Why Dutch process? Because its acidity has been neutralized and tends to be of high quality since it’s a more expensive speciality product. This matters that much more when it’s going into a raw preparation like buttercream.
Where to buy high fat Dutch process cocoa?
Now I know you’re probably thinking just finding Dutch process cocoa is challenging enough. Here are some options for getting your hands on this magical cocoa:
Penzey’s Spice Shop
King Arthur Flour
Be sure your butter is at the right temperature!
When making any kind of American buttercream, you want to be sure your butter is at a COOL room temperature. It should not be so warm that it looks and feels oily and greasy because guess what… that’s exactly how the buttercream will turn out. Which also makes it more difficult to work with on cakes & cupcakes.
Why does my buttercream taste like BUTTER?
Well… because there’s a ton of butter in it haha! It’s in the name after all. But if you notice this in an unpleasant way, try switching brands of butter.
Also, always use unsalted butter in buttercream. Not only does this allow you to control the amount of salt, but unsalted is generally fresher because salt acts as a preservative in salted butter, giving it a longer shelf life.
Use your mixer CORRECTLY
The image on left shows barely beaten frosting and image on right shows frosting beaten for several minutes. The longer you beat your buttercream, the more air you’ll whip into it and the lighter and smoother it’ll be.

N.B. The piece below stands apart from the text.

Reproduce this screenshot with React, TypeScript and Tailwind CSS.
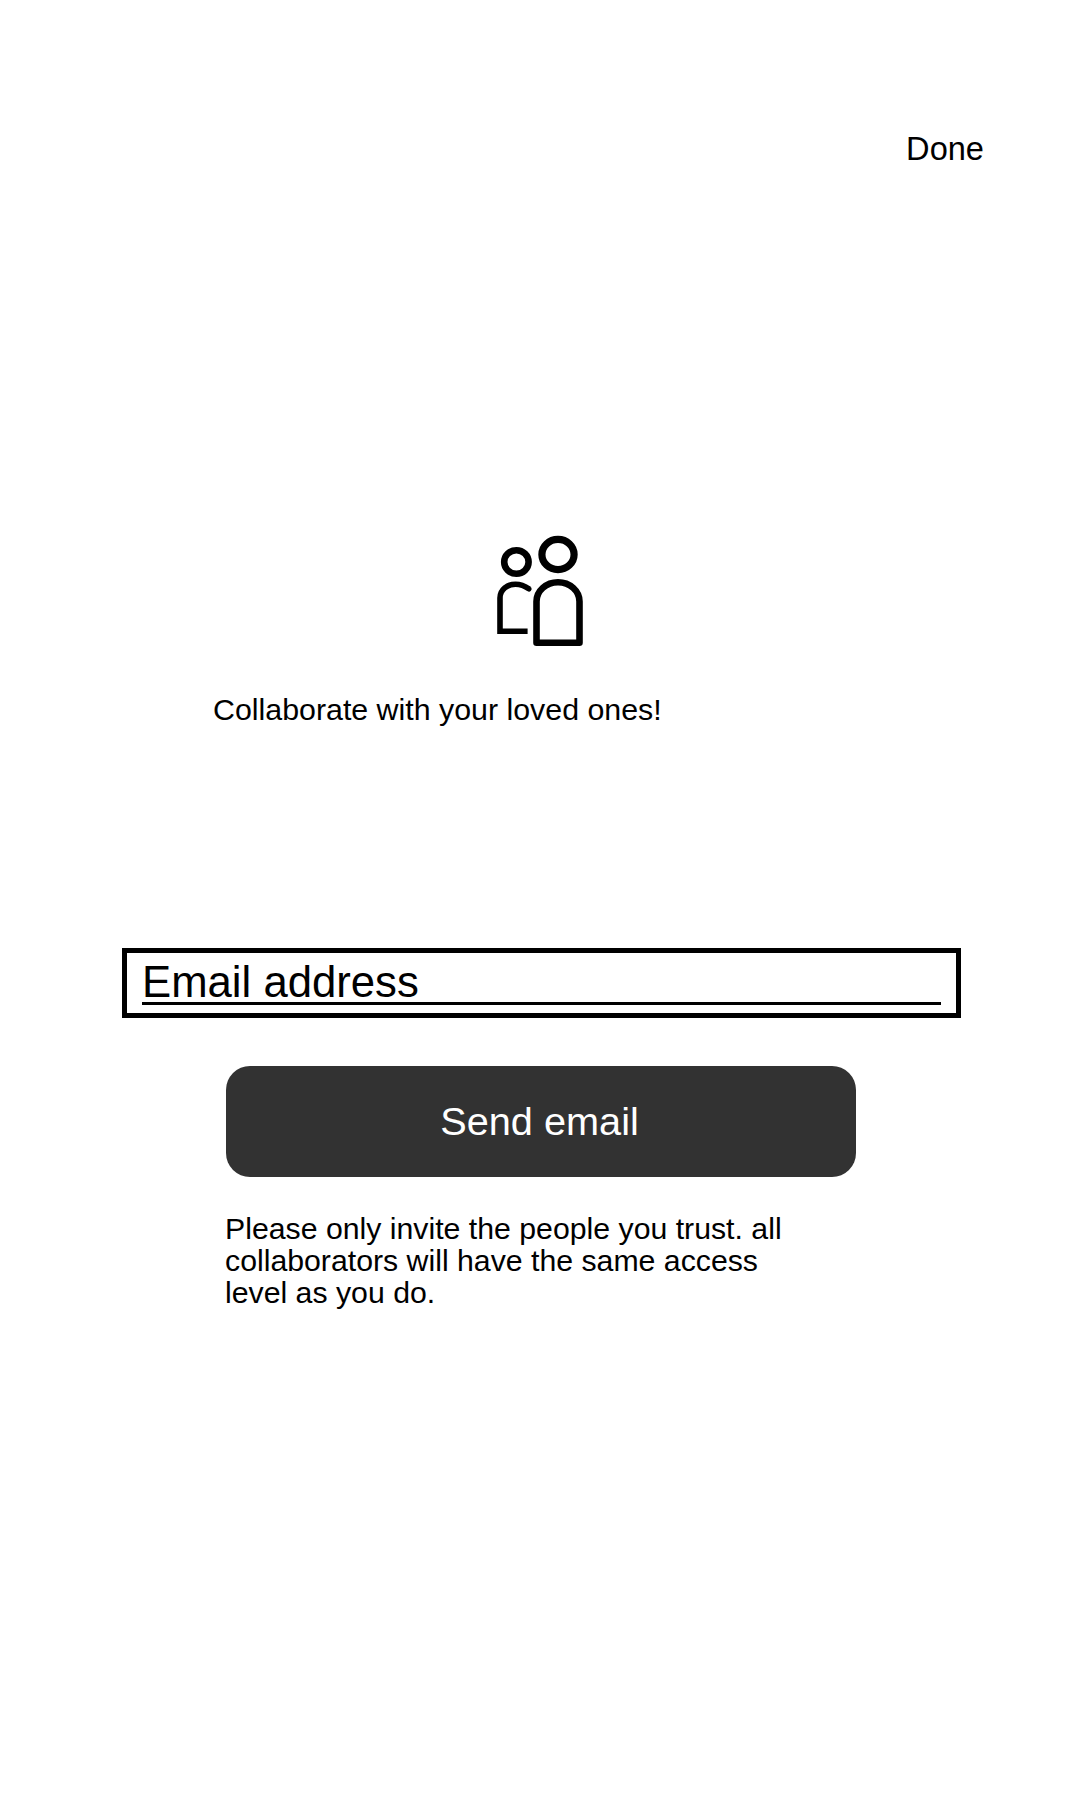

For my mixer, the total beating time is about 5 minutes. That doesn’t include stopping to scrape down the sides sides and bottom of the bowl and your paddle attachment. The exact timing will depend on your mixer. You’re looking more for visual indicators. The final buttercream should be lighter in color than when you started. It should look and taste smooth and creamy and be easy to spread.
How to store buttercream
Transfer to an airtight container and store in the fridge for up to a week or in the freezer for up to 3 months. Let come to room temperature and re-whip in the stand mixer until light and fluffy again. Add a tablespoon or 2 of powdered sugar if it needs to thicken.